At that point, we were all exhausted and hungry. So we left the square and went to a place where we’d smelled the bbq when passing, thinking it would be great, but it wasn’t as great as we’d hoped. In fact it was probably the only disappointing meal we had the entire trip. But it didn’t matter, because that in itself actually made it kind of great.
The toilet there was also broken, so I was directed vaguely across the street and behind a building. You are probably aware of the toilet scene in Trainspotting – The Worst Toilet In Scotland. I experienced what I believe is the Georgian equivalent in a building site in Mestia. The toilets in Georgia were not bad on the whole. This, however, was so terrifying it was actually hilarious. Had it been in a city, it probably would have been a personal safety issue that I’d have, you know, just held it.
But here. Here I was full of wine and love for the day, and I felt safe, and my friends knew where I was (well, roughly) and I was just going to go for it.
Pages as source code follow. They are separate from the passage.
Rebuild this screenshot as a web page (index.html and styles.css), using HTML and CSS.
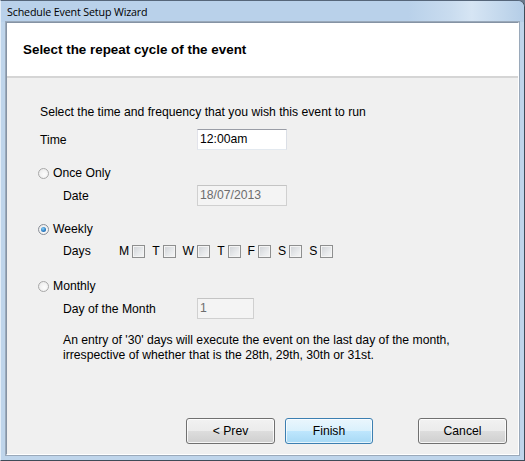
FILE: index.html
```html
<!DOCTYPE html>
<html>
<head>
<meta charset="utf-8">
<link rel="stylesheet" href="styles.css">
</head>
<body>
<div class="window">
  <div class="titlebar">Schedule Event Setup Wizard</div>
  <div class="client">
    <div class="header">
      <h1 class="heading">Select the repeat cycle of the event</h1>
    </div>
    <div class="content">
      <div class="intro">Select the time and frequency that you wish this event to run</div>
      <div class="field-row row-time">
        <span class="label label-top">Time</span>
        <span class="textbox">12:00am</span>
      </div>
      <div class="radio-row row-once">
        <span class="radio"></span><span>Once Only</span>
      </div>
      <div class="field-row row-sub">
        <span class="label label-sub">Date</span>
        <span class="textbox disabled">18/07/2013</span>
      </div>
      <div class="radio-row row-weekly">
        <span class="radio checked"></span><span>Weekly</span>
      </div>
      <div class="days-row">
        <span class="label label-days">Days</span>
        <div class="days">
          <span class="day">M<span class="check"></span></span>
          <span class="day">T<span class="check"></span></span>
          <span class="day">W<span class="check"></span></span>
          <span class="day">T<span class="check"></span></span>
          <span class="day">F<span class="check"></span></span>
          <span class="day">S<span class="check"></span></span>
          <span class="day">S<span class="check"></span></span>
        </div>
      </div>
      <div class="radio-row row-monthly">
        <span class="radio"></span><span>Monthly</span>
      </div>
      <div class="field-row row-sub">
        <span class="label label-sub">Day of the Month</span>
        <span class="textbox disabled short">1</span>
      </div>
      <p class="note">An entry of '30' days will execute the event on the last day of the month,<br>irrespective of whether that is the 28th, 29th, 30th or 31st.</p>
    </div>
    <div class="footer">
      <button class="btn btn-prev">&lt; Prev</button>
      <button class="btn btn-finish focused">Finish</button>
      <button class="btn btn-cancel">Cancel</button>
    </div>
  </div>
</div>
</body>
</html>
```

FILE: styles.css
```css
* { box-sizing: border-box; }
html, body { margin: 0; padding: 0; }
body {
  width: 525px;
  height: 461px;
  overflow: hidden;
  background: #6b7a8c;
  font-family: "Liberation Sans", Arial, sans-serif;
  font-size: 12.2px;
  color: #000;
}
.window {
  width: 525px;
  height: 461px;
  display: flex;
  flex-direction: column;
  background: #bfd5eb;
  border-right: 1px solid #3f4b58;
  border-bottom: 1px solid #3f4b58;
  border-top: 1px solid #56667a;
  border-left: 1px solid #e4eef8;
  border-top-right-radius: 7px;
  padding: 0 5px 5px 5px;
}
.titlebar {
  height: 21px;
  flex: none;
  margin: 0 -5px;
  padding: 4px 0 0 6px;
  font-family: "Open Sans", "Liberation Sans", sans-serif;
  font-size: 10.7px;
  letter-spacing: -0.15px;
  color: #000;
  background: linear-gradient(to right, #b9d1ea 0%, #b9d1ea 78%, #c9dcef 86%, #d6e5f4 90%, #c2d7ec 96%, #b4cde7 100%);
  border-top-right-radius: 6px;
}
.client {
  flex: 1;
  display: flex;
  flex-direction: column;
  background: #f0f0f0;
  border: 1px solid #8593a4;
  border-bottom-color: #ffffff;
  border-right-color: #ffffff;
  box-shadow: 0 0 0 1px #9aa9ba;
}
.header {
  height: 55px;
  flex: none;
  background: #fff;
  border-bottom: 2px solid #d5d5d5;
  display: flex;
  align-items: center;
  padding-left: 16px;
}
.heading {
  margin: 0;
  font-size: 13.4px;
  font-weight: bold;
}
.content {
  flex: 1;
  display: flex;
  flex-direction: column;
  padding-left: 33px;
}
.intro { height: 16px; line-height: 16px; margin-top: 26px; }
.field-row { display: flex; align-items: center; height: 21px; }
.row-time { margin-top: 9px; }
.row-sub { margin-top: 4px; padding-left: 23px; }
.label-top { width: 157px; }
.label-sub { width: 134px; }
.textbox {
  width: 90px;
  height: 21px;
  line-height: 19px;
  padding-left: 2px;
  background: #fff;
  border: 1px solid #abadb3;
  border-top-color: #9a9da6;
  border-left-color: #e2e3ea;
  border-right-color: #dbdfe6;
  border-bottom-color: #e3e9ef;
}
.textbox.disabled {
  background: #f4f4f4;
  color: #6d6d6d;
  border-color: #d0d0d0;
  border-top-color: #c4c4c4;
}
.textbox.short { width: 57px; }
.radio-row { display: flex; align-items: center; height: 16px; margin-left: -2px; }
.row-once { margin-top: 15px; }
.row-weekly { margin-top: 15px; }
.row-monthly { margin-top: 19px; }
.radio {
  width: 11px;
  height: 11px;
  border-radius: 50%;
  border: 1px solid #a8a8a8;
  background: radial-gradient(circle at 60% 60%, #fdfdfd 0%, #f0f0f0 60%, #e2e2e2 100%);
  margin-right: 4px;
  display: flex;
  align-items: center;
  justify-content: center;
}
.radio.checked { border-color: #8a8f98; }
.radio.checked::after {
  content: "";
  width: 5px;
  height: 5px;
  border-radius: 50%;
  background: radial-gradient(circle at 40% 35%, #8ad1f5 0%, #2d80c7 55%, #1b4e8e 100%);
}
.days-row { display: flex; align-items: center; height: 16px; margin-top: 6px; padding-left: 23px; }
.label-days { width: 56px; }
.days { display: flex; align-items: center; gap: 7px; }
.day { display: flex; align-items: center; gap: 3px; }
.check {
  width: 13px;
  height: 13px;
  border: 1px solid #8e8f8f;
  background: linear-gradient(135deg, #cfd2d6 0%, #e8eaec 60%, #f6f6f6 100%);
  box-shadow: inset 0 0 0 1px #f4f4f4;
}
.note {
  margin: 14px 0 0 23px;
  line-height: 15px;
}
.footer {
  flex: none;
  display: flex;
  padding: 0 11px 10px 179px;
  height: 36px;
}
.btn {
  height: 26px;
  width: 89px;
  font-family: "Liberation Sans", Arial, sans-serif;
  font-size: 12.2px;
  color: #000;
  border: 1px solid #707070;
  border-radius: 3px;
  background: linear-gradient(to bottom, #f2f2f2 0%, #ebebeb 50%, #dddddd 51%, #cfcfcf 100%);
  box-shadow: inset 0 0 0 1px rgba(255,255,255,0.8);
  padding: 0;
}
.btn-finish { margin-left: 10px; width: 88px; }
.btn-cancel { margin-left: auto; }
.btn.focused {
  border-color: #3c7fb1;
  background: linear-gradient(to bottom, #eaf6fd 0%, #d9f0fc 50%, #bee6fd 51%, #a7d9f5 100%);
  box-shadow: inset 0 0 0 1px rgba(255,255,255,0.7);
}
```
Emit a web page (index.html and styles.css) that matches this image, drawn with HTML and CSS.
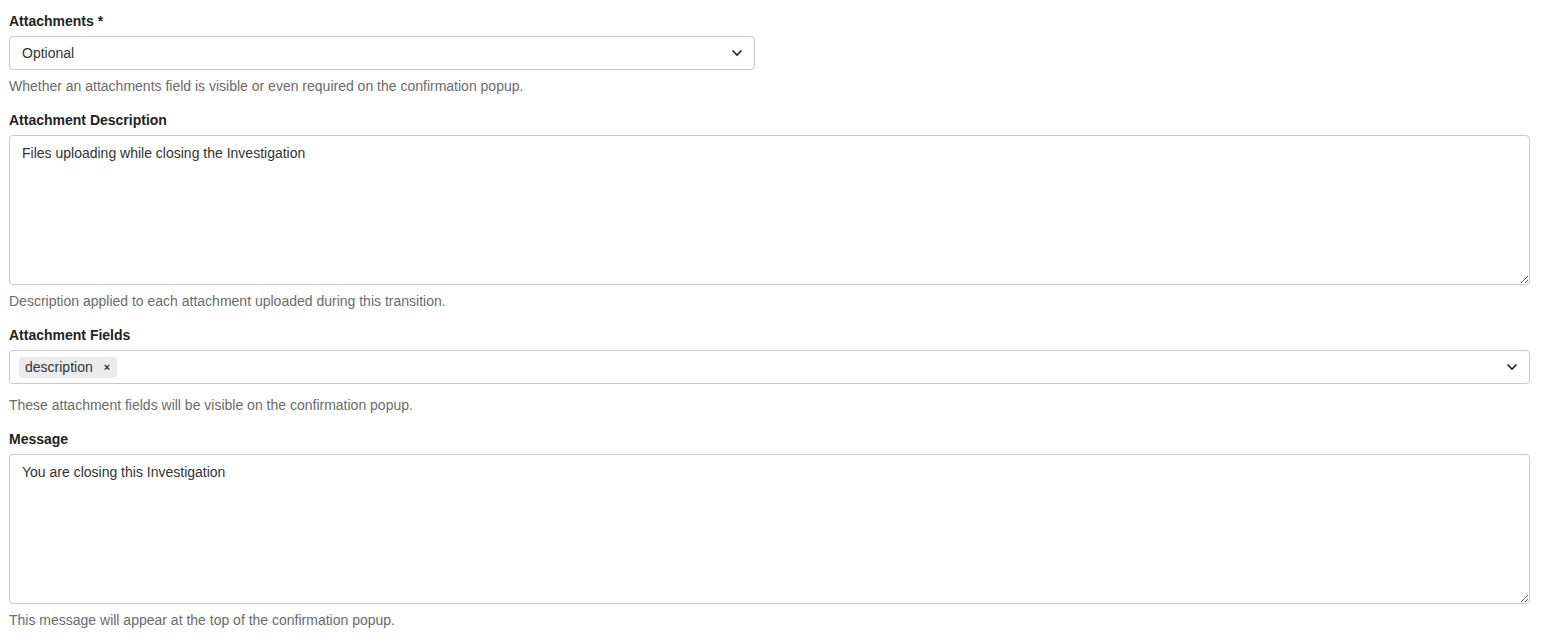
FILE: index.html
```
<!DOCTYPE html>
<html>
<head>
	<link rel="stylesheet" href="styles.css">
</head>
<body>
	<form class="transition-form">
		<div class="field">
			<label class="field-label">Attachments *</label>
			<div class="select narrow">
				<span class="select-value">Optional</span>
				<svg class="chevron" width="12" height="8" viewBox="0 0 12 8"><path d="M1.5 1.5 L6 6 L10.5 1.5" fill="none" stroke="#222" stroke-width="1.6"/></svg>
			</div>
			<div class="help">Whether an attachments field is visible or even required on the confirmation popup.</div>
		</div>
		<div class="field">
			<label class="field-label">Attachment Description</label>
			<textarea class="textbox">Files uploading while closing the Investigation</textarea>
			<div class="help">Description applied to each attachment uploaded during this transition.</div>
		</div>
		<div class="field">
			<label class="field-label">Attachment Fields</label>
			<div class="select multi">
				<span class="tag">description<span class="tag-remove">&times;</span></span>
				<svg class="chevron" width="12" height="8" viewBox="0 0 12 8"><path d="M1.5 1.5 L6 6 L10.5 1.5" fill="none" stroke="#222" stroke-width="1.6"/></svg>
			</div>
			<div class="help help-spaced">These attachment fields will be visible on the confirmation popup.</div>
		</div>
		<div class="field">
			<label class="field-label">Message</label>
			<textarea class="textbox">You are closing this Investigation</textarea>
			<div class="help">This message will appear at the top of the confirmation popup.</div>
		</div>
	</form>
</body>
</html>
```
FILE: styles.css
```
body {
	margin: 0;
	background-color: #FFFFFF;
	font-family: "Liberation Sans", Arial, sans-serif;
	font-size: 14px;
	color: #333333;
}
.transition-form {
	padding: 12px 13px 0 9px;
}
.field {
	margin-bottom: 16px;
}
.field-label {
	display: block;
	font-weight: bold;
	color: #222222;
	line-height: 19px;
	margin-bottom: 5px;
}
.select {
	box-sizing: border-box;
	height: 34px;
	border: 1px solid #C8C8C8;
	border-radius: 4px;
	display: flex;
	align-items: center;
	padding: 0 12px;
	background-color: #FFFFFF;
}
.select.narrow {
	width: 746px;
}
.select.multi {
	padding-left: 9px;
}
.select-value {
	flex: 1;
	color: #333333;
}
.chevron {
	margin-left: auto;
	margin-right: -1px;
}
.tag {
	display: inline-flex;
	align-items: center;
	height: 21px;
	padding: 0 7px 0 6px;
	background-color: #EBEBEB;
	border-radius: 3px;
	color: #333333;
}
.tag-remove {
	margin-left: 11px;
	font-weight: bold;
	font-size: 11px;
	color: #333333;
}
.textbox {
	display: block;
	box-sizing: border-box;
	width: 100%;
	height: 150px;
	margin: 0;
	border: 1px solid #C8C8C8;
	border-radius: 4px;
	padding: 8px 12px;
	font-family: "Liberation Sans", Arial, sans-serif;
	font-size: 14px;
	line-height: 18px;
	color: #333333;
	resize: vertical;
	outline: none;
}
.help {
	margin-top: 7px;
	line-height: 18px;
	color: #6B6B6B;
}
.help-spaced {
	margin-top: 12px;
}
```
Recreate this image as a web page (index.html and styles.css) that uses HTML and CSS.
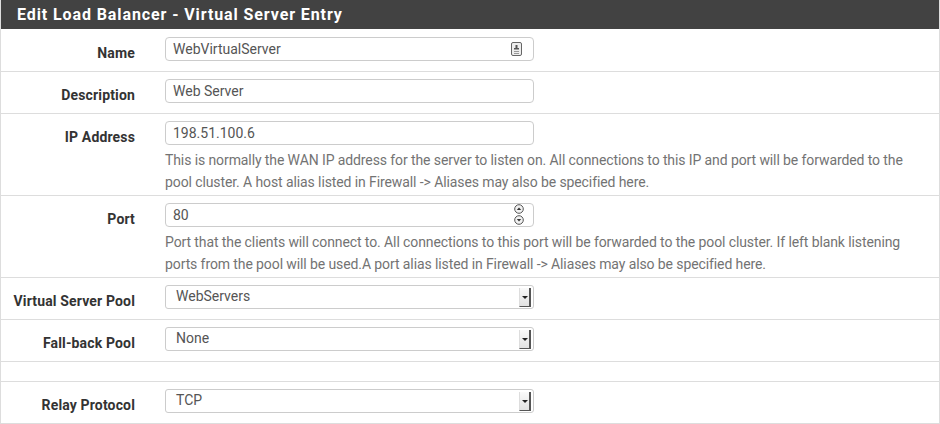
FILE: index.html
```html
<!DOCTYPE html>
<html lang="en">
<head>
  <meta charset="UTF-8" />
  <title>Edit Load Balancer - Virtual Server Entry</title>
  <link rel="stylesheet" href="styles.css">
</head>
<body>
  <div class="panel">
    <div class="panel-heading">Edit Load Balancer - Virtual Server Entry</div>
    <div class="form-row first">
      <label class="row-label">Name</label>
      <div class="row-field">
        <div class="input">
          WebVirtualServer
          <svg class="keyicon" width="11" height="14" viewBox="0 0 11 14">
            <rect x="0.5" y="0.5" width="10" height="13" rx="1.5" fill="#eee" stroke="#666"/>
            <rect x="4.5" y="3" width="2" height="3" fill="#555"/>
            <rect x="3" y="6" width="5" height="1.5" fill="#555"/>
            <rect x="3" y="9" width="5" height="1" fill="#999"/>
            <rect x="3" y="11" width="5" height="1" fill="#999"/>
          </svg>
        </div>
      </div>
    </div>
    <div class="form-row">
      <label class="row-label">Description</label>
      <div class="row-field">
        <div class="input">Web Server</div>
      </div>
    </div>
    <div class="form-row with-help">
      <label class="row-label">IP Address</label>
      <div class="row-field">
        <div class="input">198.51.100.6</div>
        <div class="help">This is normally the WAN IP address for the server to listen on. All connections to this IP and port will be forwarded to the pool cluster. A host alias listed in Firewall -&gt; Aliases may also be specified here.</div>
      </div>
    </div>
    <div class="form-row with-help">
      <label class="row-label">Port</label>
      <div class="row-field">
        <div class="input">
          80
          <span class="spinner">
            <svg width="10" height="10" viewBox="0 0 10 10"><circle cx="5" cy="5" r="4.3" fill="#f2f2f2" stroke="#555"/><path d="M2.8 6 L5 3.6 L7.2 6 Z" fill="#333"/></svg>
            <svg width="10" height="10" viewBox="0 0 10 10"><circle cx="5" cy="5" r="4.3" fill="#f2f2f2" stroke="#555"/><path d="M2.8 4 L5 6.4 L7.2 4 Z" fill="#333"/></svg>
          </span>
        </div>
        <div class="help">Port that the clients will connect to. All connections to this port will be forwarded to the pool cluster. If left blank listening ports from the pool will be used.A port alias listed in Firewall -&gt; Aliases may also be specified here.</div>
      </div>
    </div>
    <div class="form-row">
      <label class="row-label">Virtual Server Pool</label>
      <div class="row-field">
        <div class="select">WebServers<span class="arrow"></span></div>
      </div>
    </div>
    <div class="form-row">
      <label class="row-label">Fall-back Pool</label>
      <div class="row-field">
        <div class="select">None<span class="arrow"></span></div>
      </div>
    </div>
    <div class="form-row spacer"></div>
    <div class="form-row">
      <label class="row-label">Relay Protocol</label>
      <div class="row-field">
        <div class="select">TCP<span class="arrow"></span></div>
      </div>
    </div>
  </div>
</body>
</html>
```

FILE: styles.css
```css
body {
  margin: 0;
  font-family: Roboto, "Liberation Sans", sans-serif;
  font-size: 14px;
  color: #333;
  background: #fff;
}
.panel {
  width: 938px;
  border: 1px solid #ddd;
  border-top: none;
}
.panel-heading {
  background: #424242;
  color: #fff;
  font-weight: bold;
  font-size: 16px;
  letter-spacing: 0.9px;
  height: 29px;
  line-height: 30px;
  padding-left: 16px;
}
.form-row {
  display: grid;
  grid-template-columns: 149px 1fr;
  border-bottom: 1px solid #ddd;
  padding: 7px 0 10px;
}
.form-row.first {
  padding-top: 8px;
}
.form-row.with-help {
  padding-bottom: 2px;
}
.form-row.spacer {
  padding: 0;
  height: 19px;
}
.row-label {
  box-sizing: border-box;
  height: 24px;
  text-align: right;
  padding-right: 15px;
  padding-top: 8px;
  line-height: 16px;
  font-weight: bold;
  letter-spacing: 0.15px;
  color: #333;
}
.row-field {
  padding-left: 15px;
  padding-right: 14px;
}
.input, .select {
  position: relative;
  box-sizing: border-box;
  width: 369px;
  height: 24px;
  border: 1px solid #ccc;
  border-radius: 4px;
  padding: 0 7px;
  line-height: 22px;
  color: #555;
  background: #fff;
}
.keyicon {
  position: absolute;
  right: 11px;
  top: 4px;
}
.spinner {
  position: absolute;
  right: 9px;
  top: 0;
  display: flex;
  flex-direction: column;
  gap: 1px;
}
.spinner svg {
  display: block;
}
.help {
  color: #737373;
  line-height: 22px;
  margin-top: 4px;
  letter-spacing: -0.1px;
}
.select {
  border-radius: 3px;
  padding-left: 10px;
  line-height: 20px;
}
.select .arrow {
  position: absolute;
  right: 2px;
  top: 2px;
  width: 9px;
  height: 18px;
  background: linear-gradient(#fafafa, #e2e2e2);
  border-left: 1px solid #ddd;
  border-right: 2px solid #555;
  border-bottom: 1px solid #555;
}
.select .arrow::after {
  content: "";
  position: absolute;
  left: 2px;
  top: 8px;
  border-left: 3px solid transparent;
  border-right: 3px solid transparent;
  border-top: 3px solid #222;
}
```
All I could keep thinking was how horrified my mother would be.
We went back to the place we’d been having drinks to order some better food and more wine. And there was another power cut. And the dogs were begging. And the lights came back on and the band started playing again and one of the dogs managed to snarfle my last piece of khachapuri when I let my guard down. I was admonished for being a sucker. But that’s ok. Those dogs are smart. It’s how they survive.
Some towers survive and some do not. I think that’s a bit of a crapshoot. We happened to be among a few of the ones that have. And we ate and drank and laughed at each other and listened to the music and got ourselves home on our own two feet.